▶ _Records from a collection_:
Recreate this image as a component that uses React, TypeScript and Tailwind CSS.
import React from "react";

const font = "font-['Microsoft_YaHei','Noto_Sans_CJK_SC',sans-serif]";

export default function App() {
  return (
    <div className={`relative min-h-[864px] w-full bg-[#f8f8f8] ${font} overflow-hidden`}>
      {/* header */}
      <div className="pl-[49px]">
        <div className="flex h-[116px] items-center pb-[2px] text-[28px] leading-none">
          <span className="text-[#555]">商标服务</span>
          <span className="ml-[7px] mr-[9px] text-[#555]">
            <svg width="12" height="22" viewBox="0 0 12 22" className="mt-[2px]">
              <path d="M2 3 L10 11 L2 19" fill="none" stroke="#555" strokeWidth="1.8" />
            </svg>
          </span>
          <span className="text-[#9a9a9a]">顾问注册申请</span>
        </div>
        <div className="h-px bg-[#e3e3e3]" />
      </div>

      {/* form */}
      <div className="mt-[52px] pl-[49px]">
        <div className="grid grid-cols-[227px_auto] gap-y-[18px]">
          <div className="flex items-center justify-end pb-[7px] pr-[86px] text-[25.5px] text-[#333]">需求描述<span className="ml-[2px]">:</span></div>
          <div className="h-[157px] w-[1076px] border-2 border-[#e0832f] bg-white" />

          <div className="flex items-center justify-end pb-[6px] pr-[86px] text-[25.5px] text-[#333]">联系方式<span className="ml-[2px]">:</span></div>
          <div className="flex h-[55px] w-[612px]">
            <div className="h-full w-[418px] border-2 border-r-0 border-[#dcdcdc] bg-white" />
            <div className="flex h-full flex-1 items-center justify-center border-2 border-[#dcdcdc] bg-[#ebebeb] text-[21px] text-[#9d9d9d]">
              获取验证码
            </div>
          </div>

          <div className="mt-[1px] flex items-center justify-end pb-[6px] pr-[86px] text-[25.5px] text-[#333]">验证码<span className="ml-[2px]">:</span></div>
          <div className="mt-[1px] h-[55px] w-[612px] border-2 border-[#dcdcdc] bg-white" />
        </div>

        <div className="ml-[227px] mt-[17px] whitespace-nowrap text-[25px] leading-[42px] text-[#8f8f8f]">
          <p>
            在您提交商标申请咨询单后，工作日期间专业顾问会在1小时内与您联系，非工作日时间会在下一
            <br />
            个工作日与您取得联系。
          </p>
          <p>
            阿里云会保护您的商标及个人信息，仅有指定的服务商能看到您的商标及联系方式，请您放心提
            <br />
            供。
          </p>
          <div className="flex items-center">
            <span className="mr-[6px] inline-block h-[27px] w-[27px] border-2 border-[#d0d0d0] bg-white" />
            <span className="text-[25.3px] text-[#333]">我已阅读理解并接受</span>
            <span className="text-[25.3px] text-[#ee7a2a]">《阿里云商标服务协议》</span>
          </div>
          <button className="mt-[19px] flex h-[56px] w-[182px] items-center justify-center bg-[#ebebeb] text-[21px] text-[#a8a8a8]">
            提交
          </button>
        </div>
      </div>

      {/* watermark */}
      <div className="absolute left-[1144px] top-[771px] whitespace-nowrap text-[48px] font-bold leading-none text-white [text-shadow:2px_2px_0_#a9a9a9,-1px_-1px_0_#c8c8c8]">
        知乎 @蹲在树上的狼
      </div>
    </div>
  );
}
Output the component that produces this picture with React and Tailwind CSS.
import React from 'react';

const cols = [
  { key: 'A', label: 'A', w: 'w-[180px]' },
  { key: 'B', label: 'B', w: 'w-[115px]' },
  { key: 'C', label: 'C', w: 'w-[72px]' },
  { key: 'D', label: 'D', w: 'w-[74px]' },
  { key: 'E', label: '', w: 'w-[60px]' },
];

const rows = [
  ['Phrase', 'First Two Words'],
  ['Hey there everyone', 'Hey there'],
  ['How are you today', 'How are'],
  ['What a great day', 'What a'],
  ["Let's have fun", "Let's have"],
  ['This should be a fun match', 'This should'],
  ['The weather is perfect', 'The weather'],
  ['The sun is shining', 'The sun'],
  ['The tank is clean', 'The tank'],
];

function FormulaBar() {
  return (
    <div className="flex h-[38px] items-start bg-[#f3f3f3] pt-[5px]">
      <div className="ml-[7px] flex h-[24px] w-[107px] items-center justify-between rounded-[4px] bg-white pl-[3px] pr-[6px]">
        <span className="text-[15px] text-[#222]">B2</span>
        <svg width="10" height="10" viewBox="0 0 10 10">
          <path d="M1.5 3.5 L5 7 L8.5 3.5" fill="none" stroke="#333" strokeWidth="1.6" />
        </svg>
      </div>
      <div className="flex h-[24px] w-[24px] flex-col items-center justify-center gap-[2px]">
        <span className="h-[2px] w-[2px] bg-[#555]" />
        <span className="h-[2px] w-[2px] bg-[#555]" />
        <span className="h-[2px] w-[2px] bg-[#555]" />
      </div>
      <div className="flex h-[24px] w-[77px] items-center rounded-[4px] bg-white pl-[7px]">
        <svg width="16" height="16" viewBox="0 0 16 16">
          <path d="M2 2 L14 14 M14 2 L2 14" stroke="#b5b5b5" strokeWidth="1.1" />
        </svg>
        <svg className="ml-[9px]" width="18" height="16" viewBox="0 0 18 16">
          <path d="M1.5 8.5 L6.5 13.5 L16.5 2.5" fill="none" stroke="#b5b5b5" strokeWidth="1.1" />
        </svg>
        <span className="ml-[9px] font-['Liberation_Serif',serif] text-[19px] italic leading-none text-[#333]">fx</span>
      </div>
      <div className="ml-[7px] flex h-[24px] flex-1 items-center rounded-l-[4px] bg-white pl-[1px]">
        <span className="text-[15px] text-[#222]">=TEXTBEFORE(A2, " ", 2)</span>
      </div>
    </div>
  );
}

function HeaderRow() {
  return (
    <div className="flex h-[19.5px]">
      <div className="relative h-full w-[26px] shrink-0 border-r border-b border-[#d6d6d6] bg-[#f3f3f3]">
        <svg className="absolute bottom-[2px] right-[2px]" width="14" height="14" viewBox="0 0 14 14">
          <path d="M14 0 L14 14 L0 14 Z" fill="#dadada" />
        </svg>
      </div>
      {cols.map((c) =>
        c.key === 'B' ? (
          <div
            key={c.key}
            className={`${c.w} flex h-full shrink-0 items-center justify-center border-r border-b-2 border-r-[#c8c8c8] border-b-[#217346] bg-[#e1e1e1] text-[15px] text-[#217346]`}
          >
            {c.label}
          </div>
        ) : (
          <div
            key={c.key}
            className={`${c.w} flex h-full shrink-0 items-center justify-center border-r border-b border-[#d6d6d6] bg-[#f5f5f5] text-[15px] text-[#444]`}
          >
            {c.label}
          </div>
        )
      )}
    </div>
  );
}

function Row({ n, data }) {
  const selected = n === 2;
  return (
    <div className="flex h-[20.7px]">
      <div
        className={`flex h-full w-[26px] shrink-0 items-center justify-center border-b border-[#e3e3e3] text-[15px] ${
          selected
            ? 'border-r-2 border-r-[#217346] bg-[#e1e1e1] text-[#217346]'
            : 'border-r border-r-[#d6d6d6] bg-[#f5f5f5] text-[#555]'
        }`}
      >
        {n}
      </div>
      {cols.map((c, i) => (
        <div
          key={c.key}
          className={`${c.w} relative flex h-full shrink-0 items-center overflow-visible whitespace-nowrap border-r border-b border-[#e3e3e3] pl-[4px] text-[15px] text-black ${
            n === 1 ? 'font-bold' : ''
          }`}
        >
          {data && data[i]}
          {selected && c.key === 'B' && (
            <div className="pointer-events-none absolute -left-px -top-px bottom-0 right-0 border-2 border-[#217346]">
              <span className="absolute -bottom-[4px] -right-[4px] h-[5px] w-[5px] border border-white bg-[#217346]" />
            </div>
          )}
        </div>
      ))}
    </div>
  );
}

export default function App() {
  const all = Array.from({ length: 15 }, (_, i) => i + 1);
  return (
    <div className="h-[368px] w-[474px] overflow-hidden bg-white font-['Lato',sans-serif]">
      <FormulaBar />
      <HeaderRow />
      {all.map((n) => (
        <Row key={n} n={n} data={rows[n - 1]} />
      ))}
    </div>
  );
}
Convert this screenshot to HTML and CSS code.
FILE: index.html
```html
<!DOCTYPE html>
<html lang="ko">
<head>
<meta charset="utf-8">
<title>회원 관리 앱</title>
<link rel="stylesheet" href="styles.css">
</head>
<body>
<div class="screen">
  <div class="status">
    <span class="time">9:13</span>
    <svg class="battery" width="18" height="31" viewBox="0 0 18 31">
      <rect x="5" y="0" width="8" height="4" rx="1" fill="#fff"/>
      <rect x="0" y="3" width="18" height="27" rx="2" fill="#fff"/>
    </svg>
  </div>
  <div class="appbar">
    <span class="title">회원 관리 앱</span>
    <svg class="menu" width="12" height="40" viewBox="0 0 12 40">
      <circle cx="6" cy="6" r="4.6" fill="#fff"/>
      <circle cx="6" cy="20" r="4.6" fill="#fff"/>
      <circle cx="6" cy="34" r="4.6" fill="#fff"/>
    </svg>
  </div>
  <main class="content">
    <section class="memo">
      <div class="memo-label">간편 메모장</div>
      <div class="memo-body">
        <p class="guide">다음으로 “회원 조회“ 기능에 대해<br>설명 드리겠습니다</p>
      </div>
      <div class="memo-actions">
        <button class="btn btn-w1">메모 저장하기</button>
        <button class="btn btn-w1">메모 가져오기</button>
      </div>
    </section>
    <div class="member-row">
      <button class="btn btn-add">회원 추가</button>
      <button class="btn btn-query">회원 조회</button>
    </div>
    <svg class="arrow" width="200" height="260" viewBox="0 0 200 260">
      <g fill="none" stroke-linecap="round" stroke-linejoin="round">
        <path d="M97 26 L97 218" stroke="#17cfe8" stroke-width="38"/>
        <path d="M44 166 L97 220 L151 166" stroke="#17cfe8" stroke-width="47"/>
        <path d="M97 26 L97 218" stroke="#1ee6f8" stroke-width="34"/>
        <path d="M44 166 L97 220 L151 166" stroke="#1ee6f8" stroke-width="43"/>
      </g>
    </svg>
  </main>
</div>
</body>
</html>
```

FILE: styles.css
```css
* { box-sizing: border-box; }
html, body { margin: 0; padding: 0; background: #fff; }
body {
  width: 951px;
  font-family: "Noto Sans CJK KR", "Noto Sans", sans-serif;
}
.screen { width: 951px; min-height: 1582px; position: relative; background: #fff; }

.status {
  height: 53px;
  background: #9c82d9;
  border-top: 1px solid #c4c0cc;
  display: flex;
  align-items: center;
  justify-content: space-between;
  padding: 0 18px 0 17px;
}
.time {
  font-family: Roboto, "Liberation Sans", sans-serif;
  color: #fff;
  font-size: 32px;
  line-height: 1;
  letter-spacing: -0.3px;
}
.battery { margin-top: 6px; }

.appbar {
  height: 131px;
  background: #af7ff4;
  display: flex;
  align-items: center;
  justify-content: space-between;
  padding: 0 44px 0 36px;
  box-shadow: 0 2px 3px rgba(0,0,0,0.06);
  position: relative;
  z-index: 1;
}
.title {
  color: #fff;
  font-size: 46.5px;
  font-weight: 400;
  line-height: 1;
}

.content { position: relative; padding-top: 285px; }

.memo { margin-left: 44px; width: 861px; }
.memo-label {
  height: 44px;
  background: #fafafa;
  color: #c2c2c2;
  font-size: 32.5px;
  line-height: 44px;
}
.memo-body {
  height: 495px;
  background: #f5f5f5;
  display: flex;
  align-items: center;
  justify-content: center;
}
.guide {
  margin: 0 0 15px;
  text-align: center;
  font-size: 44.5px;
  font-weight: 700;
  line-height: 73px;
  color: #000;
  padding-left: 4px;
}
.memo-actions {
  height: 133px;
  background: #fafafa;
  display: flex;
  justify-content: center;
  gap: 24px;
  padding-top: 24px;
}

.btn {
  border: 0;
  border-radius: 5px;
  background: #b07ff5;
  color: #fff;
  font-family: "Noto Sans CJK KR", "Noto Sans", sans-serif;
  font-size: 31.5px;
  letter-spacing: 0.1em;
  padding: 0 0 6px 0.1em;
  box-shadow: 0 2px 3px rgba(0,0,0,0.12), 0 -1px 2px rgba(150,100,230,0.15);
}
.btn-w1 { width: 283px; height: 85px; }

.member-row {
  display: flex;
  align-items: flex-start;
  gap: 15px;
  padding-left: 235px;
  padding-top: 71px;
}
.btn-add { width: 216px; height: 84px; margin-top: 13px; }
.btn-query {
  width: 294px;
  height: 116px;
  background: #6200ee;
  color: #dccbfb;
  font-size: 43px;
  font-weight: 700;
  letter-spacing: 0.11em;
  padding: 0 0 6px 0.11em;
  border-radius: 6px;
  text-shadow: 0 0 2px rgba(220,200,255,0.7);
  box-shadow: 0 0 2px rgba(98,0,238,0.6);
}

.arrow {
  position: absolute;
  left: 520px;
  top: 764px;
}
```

▶ _Your instructions_: Pick out and copy every line that contains the word "React".

▶ _Answer to the problem_:
Recreate this image as a component that uses React, TypeScript and Tailwind CSS.
import React from "react";
Output the component that produces this picture with React and Tailwind CSS.
import React from 'react';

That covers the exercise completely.